[TASK GOAL]: Whenever a line contains the string "index", copy it out of the entries.

[DATA EXTRACT]:
►

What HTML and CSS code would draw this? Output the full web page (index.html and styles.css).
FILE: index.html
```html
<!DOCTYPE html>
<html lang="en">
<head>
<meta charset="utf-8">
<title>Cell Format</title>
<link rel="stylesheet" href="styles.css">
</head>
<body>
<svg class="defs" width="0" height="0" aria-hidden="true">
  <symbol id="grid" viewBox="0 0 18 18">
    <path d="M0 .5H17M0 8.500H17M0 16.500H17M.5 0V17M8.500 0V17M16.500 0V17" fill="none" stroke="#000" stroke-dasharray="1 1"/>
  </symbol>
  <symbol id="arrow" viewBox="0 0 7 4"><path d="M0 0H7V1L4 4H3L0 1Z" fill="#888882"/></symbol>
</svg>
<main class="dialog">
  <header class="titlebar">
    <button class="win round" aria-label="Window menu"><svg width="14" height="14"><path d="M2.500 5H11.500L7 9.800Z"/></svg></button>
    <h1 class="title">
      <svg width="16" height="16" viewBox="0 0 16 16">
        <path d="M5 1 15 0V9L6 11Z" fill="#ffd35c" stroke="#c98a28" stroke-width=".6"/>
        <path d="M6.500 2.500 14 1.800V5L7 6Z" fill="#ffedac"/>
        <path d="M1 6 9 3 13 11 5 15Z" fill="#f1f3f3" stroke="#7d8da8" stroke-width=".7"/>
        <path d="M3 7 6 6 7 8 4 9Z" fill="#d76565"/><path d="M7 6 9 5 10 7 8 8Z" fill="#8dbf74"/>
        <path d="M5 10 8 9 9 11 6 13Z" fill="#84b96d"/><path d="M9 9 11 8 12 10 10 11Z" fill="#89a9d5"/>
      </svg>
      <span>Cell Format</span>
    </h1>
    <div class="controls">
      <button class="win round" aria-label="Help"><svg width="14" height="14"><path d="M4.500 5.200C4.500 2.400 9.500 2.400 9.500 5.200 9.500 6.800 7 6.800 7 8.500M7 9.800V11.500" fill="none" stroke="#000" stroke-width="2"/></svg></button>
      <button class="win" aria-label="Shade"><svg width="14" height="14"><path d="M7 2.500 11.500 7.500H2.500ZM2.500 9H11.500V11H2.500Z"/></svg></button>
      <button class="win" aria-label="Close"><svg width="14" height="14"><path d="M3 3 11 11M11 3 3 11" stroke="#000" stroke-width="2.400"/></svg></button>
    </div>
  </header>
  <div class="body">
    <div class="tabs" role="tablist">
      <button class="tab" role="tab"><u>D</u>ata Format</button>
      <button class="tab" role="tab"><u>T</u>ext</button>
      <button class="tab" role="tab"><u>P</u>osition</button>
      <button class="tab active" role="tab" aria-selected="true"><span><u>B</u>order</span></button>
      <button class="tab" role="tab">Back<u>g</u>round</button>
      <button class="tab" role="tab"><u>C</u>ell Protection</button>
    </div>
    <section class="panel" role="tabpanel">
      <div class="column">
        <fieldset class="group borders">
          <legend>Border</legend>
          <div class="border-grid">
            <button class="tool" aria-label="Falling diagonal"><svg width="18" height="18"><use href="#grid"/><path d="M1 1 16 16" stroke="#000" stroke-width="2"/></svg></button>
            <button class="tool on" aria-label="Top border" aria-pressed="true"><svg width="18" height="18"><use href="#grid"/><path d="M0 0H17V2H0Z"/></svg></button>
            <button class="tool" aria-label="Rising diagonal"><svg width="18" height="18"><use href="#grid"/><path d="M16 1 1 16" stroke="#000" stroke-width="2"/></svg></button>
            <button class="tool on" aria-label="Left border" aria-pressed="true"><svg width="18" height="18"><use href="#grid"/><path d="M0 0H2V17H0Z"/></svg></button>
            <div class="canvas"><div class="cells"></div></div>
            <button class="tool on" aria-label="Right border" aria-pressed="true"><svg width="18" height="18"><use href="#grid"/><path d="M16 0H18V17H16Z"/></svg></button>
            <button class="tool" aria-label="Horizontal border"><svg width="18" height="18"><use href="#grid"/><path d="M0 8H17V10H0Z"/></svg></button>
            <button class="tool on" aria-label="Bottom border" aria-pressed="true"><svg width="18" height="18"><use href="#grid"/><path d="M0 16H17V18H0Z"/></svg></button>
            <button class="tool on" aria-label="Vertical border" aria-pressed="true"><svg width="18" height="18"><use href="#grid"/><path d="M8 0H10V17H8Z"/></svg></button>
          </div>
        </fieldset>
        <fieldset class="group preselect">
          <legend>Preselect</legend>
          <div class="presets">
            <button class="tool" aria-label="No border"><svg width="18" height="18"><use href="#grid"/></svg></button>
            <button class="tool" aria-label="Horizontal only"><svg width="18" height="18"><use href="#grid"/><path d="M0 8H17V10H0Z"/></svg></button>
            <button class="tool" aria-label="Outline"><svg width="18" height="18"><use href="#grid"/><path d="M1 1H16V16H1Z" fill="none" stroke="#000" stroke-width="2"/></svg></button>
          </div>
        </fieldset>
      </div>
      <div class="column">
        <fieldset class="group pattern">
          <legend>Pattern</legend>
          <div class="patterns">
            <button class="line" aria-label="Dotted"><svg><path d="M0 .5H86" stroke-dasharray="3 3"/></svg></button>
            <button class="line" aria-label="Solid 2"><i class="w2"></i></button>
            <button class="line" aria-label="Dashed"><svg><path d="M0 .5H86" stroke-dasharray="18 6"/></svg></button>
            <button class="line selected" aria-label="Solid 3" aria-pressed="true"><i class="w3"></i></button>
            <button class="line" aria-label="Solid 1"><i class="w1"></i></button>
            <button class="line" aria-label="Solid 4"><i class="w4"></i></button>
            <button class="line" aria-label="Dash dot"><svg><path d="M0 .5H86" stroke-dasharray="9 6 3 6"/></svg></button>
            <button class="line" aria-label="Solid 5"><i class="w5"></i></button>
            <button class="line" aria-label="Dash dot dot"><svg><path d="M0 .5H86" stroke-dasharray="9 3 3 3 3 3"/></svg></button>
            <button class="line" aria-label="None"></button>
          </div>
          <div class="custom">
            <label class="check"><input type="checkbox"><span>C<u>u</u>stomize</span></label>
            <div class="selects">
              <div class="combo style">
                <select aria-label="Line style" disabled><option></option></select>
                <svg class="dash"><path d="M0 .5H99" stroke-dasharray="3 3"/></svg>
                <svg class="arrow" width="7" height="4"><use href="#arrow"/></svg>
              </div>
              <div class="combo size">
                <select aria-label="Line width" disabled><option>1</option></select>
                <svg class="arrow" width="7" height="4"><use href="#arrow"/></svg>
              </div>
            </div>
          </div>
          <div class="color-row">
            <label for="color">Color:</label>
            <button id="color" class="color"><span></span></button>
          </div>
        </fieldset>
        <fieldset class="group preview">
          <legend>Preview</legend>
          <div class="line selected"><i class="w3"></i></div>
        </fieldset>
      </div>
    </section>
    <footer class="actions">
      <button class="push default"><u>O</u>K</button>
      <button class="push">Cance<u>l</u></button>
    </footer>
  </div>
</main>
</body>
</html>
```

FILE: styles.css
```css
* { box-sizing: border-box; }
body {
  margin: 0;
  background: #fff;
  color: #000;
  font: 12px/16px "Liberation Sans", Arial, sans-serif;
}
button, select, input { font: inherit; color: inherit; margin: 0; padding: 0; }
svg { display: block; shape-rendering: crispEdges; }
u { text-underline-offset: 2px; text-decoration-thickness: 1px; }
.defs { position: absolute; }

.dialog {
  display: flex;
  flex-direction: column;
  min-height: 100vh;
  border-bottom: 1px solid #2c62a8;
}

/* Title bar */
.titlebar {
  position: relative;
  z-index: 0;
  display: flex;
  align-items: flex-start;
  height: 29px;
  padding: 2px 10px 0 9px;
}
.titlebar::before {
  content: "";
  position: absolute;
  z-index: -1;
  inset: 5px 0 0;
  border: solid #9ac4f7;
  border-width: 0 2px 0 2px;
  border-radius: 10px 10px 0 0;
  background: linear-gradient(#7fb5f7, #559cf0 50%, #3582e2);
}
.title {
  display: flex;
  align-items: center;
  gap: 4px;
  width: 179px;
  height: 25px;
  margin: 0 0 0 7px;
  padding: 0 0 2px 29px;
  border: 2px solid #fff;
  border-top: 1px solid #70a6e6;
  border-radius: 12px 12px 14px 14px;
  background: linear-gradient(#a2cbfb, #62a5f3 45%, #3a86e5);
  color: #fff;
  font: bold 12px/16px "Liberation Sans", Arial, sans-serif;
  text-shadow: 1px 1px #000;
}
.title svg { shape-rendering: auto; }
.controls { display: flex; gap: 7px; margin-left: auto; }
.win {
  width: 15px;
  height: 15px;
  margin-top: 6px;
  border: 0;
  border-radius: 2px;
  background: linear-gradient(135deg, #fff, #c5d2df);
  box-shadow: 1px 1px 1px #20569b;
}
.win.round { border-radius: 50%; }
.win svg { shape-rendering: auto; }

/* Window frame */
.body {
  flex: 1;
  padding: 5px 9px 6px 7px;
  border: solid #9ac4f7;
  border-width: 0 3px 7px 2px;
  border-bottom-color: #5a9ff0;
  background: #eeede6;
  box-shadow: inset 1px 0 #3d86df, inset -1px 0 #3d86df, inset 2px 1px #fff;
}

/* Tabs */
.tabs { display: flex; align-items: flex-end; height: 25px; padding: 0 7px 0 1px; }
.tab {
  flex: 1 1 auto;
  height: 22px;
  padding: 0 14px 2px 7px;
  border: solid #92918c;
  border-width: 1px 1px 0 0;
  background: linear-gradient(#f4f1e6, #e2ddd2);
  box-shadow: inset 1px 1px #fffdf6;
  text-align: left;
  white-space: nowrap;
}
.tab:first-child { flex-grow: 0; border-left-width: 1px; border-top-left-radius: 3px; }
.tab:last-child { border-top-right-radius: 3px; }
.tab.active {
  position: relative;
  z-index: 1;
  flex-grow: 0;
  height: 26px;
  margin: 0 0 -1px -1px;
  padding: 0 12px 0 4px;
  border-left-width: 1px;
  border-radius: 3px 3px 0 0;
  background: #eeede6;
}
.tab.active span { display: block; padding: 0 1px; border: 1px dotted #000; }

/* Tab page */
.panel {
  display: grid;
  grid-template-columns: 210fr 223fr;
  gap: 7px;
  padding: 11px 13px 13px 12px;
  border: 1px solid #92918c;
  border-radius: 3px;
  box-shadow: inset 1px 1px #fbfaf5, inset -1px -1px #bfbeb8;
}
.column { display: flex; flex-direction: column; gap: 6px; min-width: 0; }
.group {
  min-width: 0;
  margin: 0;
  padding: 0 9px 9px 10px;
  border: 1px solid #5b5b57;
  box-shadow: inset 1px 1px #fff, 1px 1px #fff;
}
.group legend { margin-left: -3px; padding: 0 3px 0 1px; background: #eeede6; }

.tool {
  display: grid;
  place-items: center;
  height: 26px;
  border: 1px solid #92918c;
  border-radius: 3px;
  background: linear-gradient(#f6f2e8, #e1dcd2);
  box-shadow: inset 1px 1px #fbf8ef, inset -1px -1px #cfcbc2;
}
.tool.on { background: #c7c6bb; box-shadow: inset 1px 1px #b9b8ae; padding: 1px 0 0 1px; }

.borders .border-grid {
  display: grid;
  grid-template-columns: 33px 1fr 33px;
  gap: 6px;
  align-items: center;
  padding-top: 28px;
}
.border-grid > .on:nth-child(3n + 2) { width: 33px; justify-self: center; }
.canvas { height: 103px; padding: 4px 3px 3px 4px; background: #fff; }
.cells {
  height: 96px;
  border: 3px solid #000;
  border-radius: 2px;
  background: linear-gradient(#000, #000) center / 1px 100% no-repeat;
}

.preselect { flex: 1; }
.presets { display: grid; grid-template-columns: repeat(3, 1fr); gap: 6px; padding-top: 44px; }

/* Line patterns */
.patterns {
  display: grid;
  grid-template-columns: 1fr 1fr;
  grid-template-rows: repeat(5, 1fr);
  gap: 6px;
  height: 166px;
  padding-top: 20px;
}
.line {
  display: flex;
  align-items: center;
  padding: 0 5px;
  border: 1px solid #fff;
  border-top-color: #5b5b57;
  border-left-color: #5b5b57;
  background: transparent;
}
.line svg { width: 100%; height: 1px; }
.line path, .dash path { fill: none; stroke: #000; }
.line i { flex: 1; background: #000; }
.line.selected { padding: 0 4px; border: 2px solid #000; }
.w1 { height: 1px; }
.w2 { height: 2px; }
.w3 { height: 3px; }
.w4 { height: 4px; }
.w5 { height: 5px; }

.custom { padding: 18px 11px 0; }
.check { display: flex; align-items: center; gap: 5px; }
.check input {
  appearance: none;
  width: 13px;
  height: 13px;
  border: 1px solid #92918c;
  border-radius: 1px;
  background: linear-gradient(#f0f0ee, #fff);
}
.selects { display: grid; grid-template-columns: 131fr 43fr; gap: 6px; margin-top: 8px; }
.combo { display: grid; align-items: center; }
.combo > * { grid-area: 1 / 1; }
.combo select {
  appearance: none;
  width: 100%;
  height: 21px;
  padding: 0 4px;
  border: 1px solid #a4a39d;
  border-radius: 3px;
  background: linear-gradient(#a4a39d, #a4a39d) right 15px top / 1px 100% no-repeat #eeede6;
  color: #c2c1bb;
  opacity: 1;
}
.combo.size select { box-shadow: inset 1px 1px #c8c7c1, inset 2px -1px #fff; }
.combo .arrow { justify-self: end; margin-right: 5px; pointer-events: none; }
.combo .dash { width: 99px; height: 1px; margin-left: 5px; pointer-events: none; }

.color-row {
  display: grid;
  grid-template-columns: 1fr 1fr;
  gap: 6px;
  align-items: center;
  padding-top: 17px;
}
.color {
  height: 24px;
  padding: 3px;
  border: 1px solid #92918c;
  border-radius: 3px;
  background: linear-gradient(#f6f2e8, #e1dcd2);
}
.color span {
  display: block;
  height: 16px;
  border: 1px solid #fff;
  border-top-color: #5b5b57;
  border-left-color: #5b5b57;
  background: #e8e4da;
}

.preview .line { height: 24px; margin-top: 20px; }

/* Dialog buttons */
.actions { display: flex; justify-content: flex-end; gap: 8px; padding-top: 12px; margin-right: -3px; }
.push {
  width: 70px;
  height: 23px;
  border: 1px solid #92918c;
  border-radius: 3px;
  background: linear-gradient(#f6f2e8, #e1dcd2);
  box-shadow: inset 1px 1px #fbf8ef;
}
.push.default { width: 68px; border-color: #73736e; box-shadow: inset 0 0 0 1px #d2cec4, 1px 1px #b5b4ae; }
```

◄
►

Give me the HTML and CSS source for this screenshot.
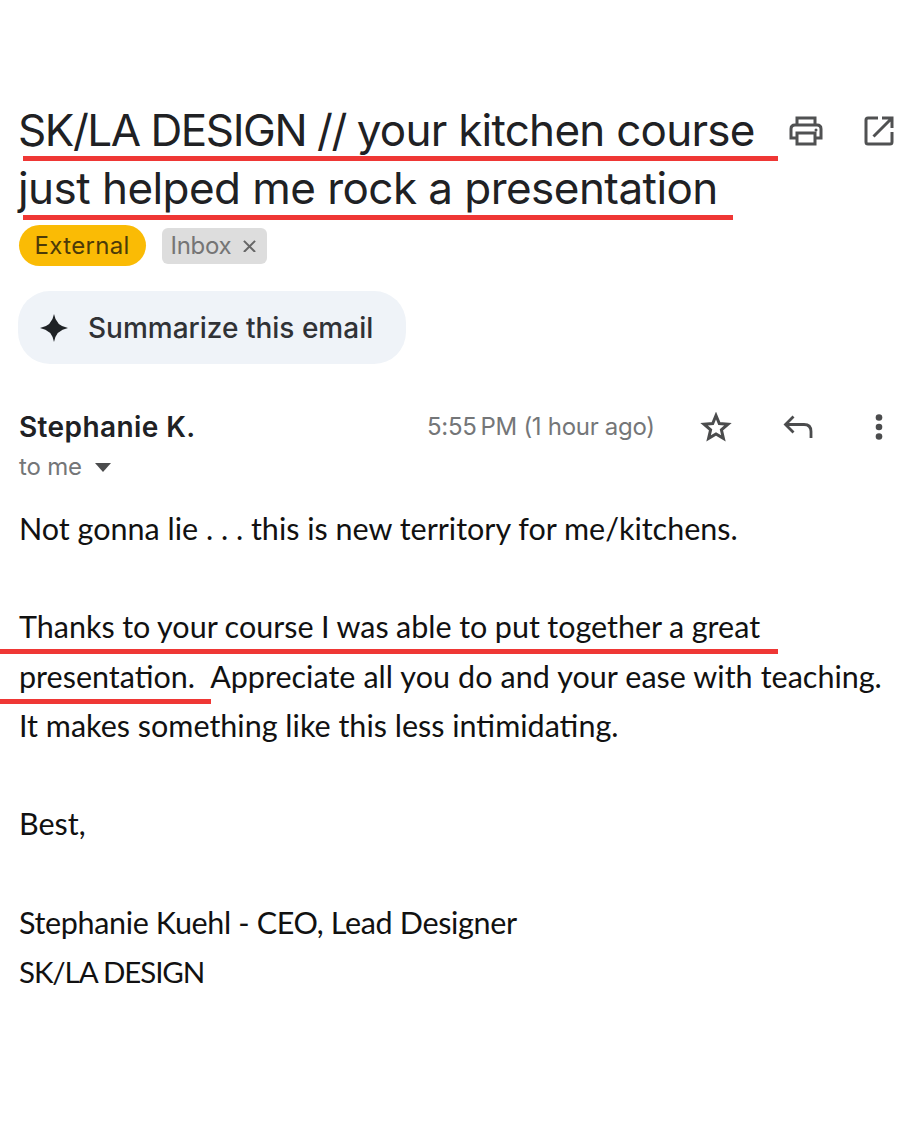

◄

[FULL RESPONSE]:
What HTML and CSS code would draw this? Output the full web page (index.html and styles.css).
FILE: index.html
  z-index: 0;
  z-index: -1;
  z-index: 1;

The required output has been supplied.